Prove this is a Real Vector Space

1. Feb 9, 2009

fk378

1. The problem statement, all variables and given/known data
Let V be the real functions y=f(x) satisfying d^2(y)/(dx^2) + 9y=0.

a. Prove that V is a 2-dimensional real vector space.
b. In V define (y,z) = integral (from 0 to pi) yz dx. Find an orthonormal basis in V.

3. The attempt at a solution
part A:
I integrated and got that f(x)= (-3/2)y^3 + Cy, C is a real number.
It seems like I need to use dot product here. I don't know how, though.

part B:
Completely lost.

2. Feb 9, 2009

Staff: Mentor

First off, f(x) should be a function of x.
Second, you made a mistake in solving your DE: the solutions to y'' + 9y = 0 are not what you show.

What do you know about the characteristic equation of a linear DE?

3. Feb 9, 2009

fk378

Oh, I never took a DE class. All I did was integrate it twice, and I didn't even realize it wasn't a function of x. What should I do?

4. Feb 10, 2009

Staff: Mentor

OK. You don't need to know how to solve the equation in order to verify that the set of all solutions to it is a vector space.
You know that you have to verify a set of axioms involving addition and scalar multiplication, right?

5. Feb 10, 2009

fk378

Yes..
Under addition we must show it is well-defined and
1. Associativity
2. commutativity
3. zero element
4. inverses
5. closed

Under multiplication we need to show well-definedness and
1. L and R distribution
2. associativity
3. id (unit)
4. zero element
5. closed

do I have it covered here?

6. Feb 10, 2009

Staff: Mentor

Yes, those are the axioms that you have to verify.

Let f, g, and h be elements of V. (What does that imply in regard to your DE?. IOW, what exactly does it mean for a function to be an element of V?)
Let a and b be real numbers.

To pick a couple, #4 in the addition group and #4 in the scalar multiplication group:

If g is in V, is there another element h in V so that g + h = 0?
If g and h are in V, is g + h in V?

7. Feb 10, 2009

HallsofIvy

The point was that you wrote f(x)= (-3/2)y^3 + Cy. "y" is not "x"! If you had had d^2y/dx^2= a function of x, then you could integrate twice but you cannot integrate an expression in "y" with respect to x when you don't know y as a function of x.

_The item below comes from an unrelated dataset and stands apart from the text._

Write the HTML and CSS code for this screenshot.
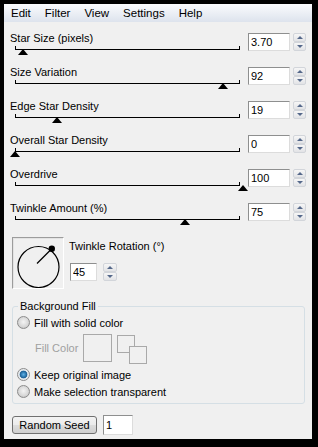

Presumably you already know that addition of functions is associative and commutative, that f(x)= 0 for all x is the additive identity, etc and don't need to prove that here. All you really need to show is that if f(x) and g(x) are functions satisfying d^2f/dx^2+ 9f= 0 and d^2g/dx^2+ 9g= 0 then any linear combination of them, af(x)+ bg(x) for a and b any numbers, also satisfies that.

8. Feb 10, 2009

fk378

Well how do I use the second derivative in helping me prove that V satisfies all the axioms?

9. Feb 11, 2009

Staff: Mentor

By using the theorems of differentiability. If f and g are differentiable functions, then so is f + g, and (f+g)' = f' + g'. Also, if a is a constant, then af is differentiable, and (af)' = af'. These ideas can be extended to the next higher derivative.